▶ [Recorded data]

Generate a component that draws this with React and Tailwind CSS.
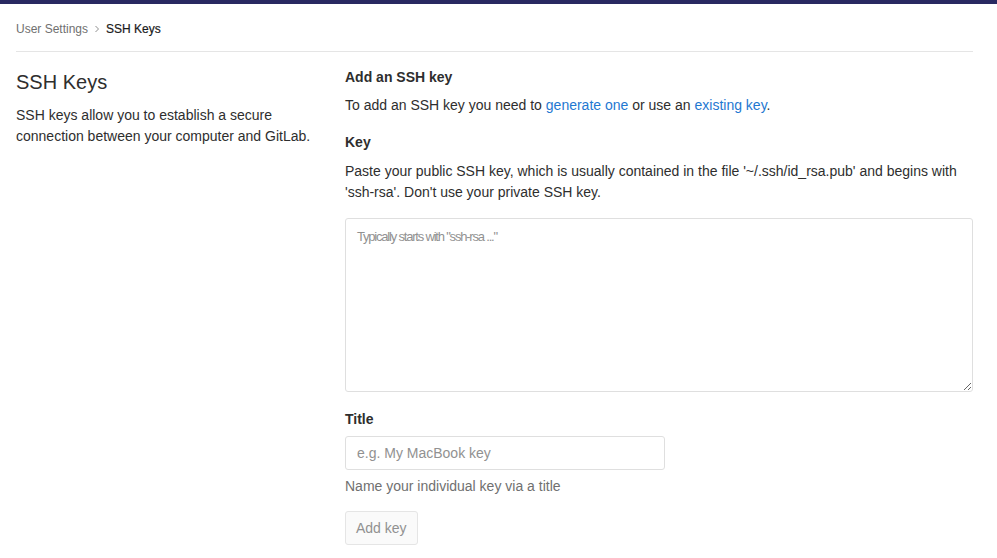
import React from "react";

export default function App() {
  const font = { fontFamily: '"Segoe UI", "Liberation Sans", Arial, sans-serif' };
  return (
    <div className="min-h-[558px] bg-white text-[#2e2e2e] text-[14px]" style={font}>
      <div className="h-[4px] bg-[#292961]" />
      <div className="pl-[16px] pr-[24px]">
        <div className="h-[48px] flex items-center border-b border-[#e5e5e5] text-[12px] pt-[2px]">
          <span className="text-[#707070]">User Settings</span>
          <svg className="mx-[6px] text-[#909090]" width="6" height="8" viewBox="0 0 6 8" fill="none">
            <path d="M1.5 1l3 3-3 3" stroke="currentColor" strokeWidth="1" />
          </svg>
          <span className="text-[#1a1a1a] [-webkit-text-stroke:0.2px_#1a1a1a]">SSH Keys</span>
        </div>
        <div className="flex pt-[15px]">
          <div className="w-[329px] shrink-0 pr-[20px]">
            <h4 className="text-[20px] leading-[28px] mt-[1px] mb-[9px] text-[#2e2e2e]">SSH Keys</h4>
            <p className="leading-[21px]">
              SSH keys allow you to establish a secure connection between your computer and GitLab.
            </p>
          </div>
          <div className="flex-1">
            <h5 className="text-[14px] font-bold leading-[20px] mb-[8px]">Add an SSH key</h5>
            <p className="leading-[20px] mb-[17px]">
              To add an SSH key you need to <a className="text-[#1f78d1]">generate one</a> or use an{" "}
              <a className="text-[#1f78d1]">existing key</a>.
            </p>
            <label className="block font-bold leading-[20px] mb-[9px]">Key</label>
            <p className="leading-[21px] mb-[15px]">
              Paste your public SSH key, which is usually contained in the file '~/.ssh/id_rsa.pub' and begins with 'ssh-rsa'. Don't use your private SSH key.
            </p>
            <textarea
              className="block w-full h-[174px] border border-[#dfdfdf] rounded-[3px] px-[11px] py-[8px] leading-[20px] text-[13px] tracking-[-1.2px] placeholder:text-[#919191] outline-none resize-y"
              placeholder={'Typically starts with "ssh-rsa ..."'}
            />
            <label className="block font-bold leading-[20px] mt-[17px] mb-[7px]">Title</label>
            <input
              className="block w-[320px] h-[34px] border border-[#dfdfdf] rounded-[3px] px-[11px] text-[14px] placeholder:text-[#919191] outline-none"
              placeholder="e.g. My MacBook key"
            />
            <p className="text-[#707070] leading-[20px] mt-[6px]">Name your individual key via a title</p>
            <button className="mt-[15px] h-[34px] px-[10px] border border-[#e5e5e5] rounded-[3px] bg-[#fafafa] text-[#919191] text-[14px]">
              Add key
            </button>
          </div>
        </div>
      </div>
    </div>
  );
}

▶ [Task to carry out] Reproduce the listing word for word and omit its pictures.

▶ [Answer below]
Generate a component that draws this with React and Tailwind CSS.
import React from "react";

export default function App() {
  const font = { fontFamily: '"Segoe UI", "Liberation Sans", Arial, sans-serif' };
  return (
    <div className="min-h-[558px] bg-white text-[#2e2e2e] text-[14px]" style={font}>
      <div className="h-[4px] bg-[#292961]" />
      <div className="pl-[16px] pr-[24px]">
        <div className="h-[48px] flex items-center border-b border-[#e5e5e5] text-[12px] pt-[2px]">
          <span className="text-[#707070]">User Settings</span>
          <svg className="mx-[6px] text-[#909090]" width="6" height="8" viewBox="0 0 6 8" fill="none">
            <path d="M1.5 1l3 3-3 3" stroke="currentColor" strokeWidth="1" />
          </svg>
          <span className="text-[#1a1a1a] [-webkit-text-stroke:0.2px_#1a1a1a]">SSH Keys</span>
        </div>
        <div className="flex pt-[15px]">
          <div className="w-[329px] shrink-0 pr-[20px]">
            <h4 className="text-[20px] leading-[28px] mt-[1px] mb-[9px] text-[#2e2e2e]">SSH Keys</h4>
            <p className="leading-[21px]">
              SSH keys allow you to establish a secure connection between your computer and GitLab.
            </p>
          </div>
          <div className="flex-1">
            <h5 className="text-[14px] font-bold leading-[20px] mb-[8px]">Add an SSH key</h5>
            <p className="leading-[20px] mb-[17px]">
              To add an SSH key you need to <a className="text-[#1f78d1]">generate one</a> or use an{" "}
              <a className="text-[#1f78d1]">existing key</a>.
            </p>
            <label className="block font-bold leading-[20px] mb-[9px]">Key</label>
            <p className="leading-[21px] mb-[15px]">
              Paste your public SSH key, which is usually contained in the file '~/.ssh/id_rsa.pub' and begins with 'ssh-rsa'. Don't use your private SSH key.
            </p>
            <textarea
              className="block w-full h-[174px] border border-[#dfdfdf] rounded-[3px] px-[11px] py-[8px] leading-[20px] text-[13px] tracking-[-1.2px] placeholder:text-[#919191] outline-none resize-y"
              placeholder={'Typically starts with "ssh-rsa ..."'}
            />
            <label className="block font-bold leading-[20px] mt-[17px] mb-[7px]">Title</label>
            <input
              className="block w-[320px] h-[34px] border border-[#dfdfdf] rounded-[3px] px-[11px] text-[14px] placeholder:text-[#919191] outline-none"
              placeholder="e.g. My MacBook key"
            />
            <p className="text-[#707070] leading-[20px] mt-[6px]">Name your individual key via a title</p>
            <button className="mt-[15px] h-[34px] px-[10px] border border-[#e5e5e5] rounded-[3px] bg-[#fafafa] text-[#919191] text-[14px]">
              Add key
            </button>
          </div>
        </div>
      </div>
    </div>
  );
}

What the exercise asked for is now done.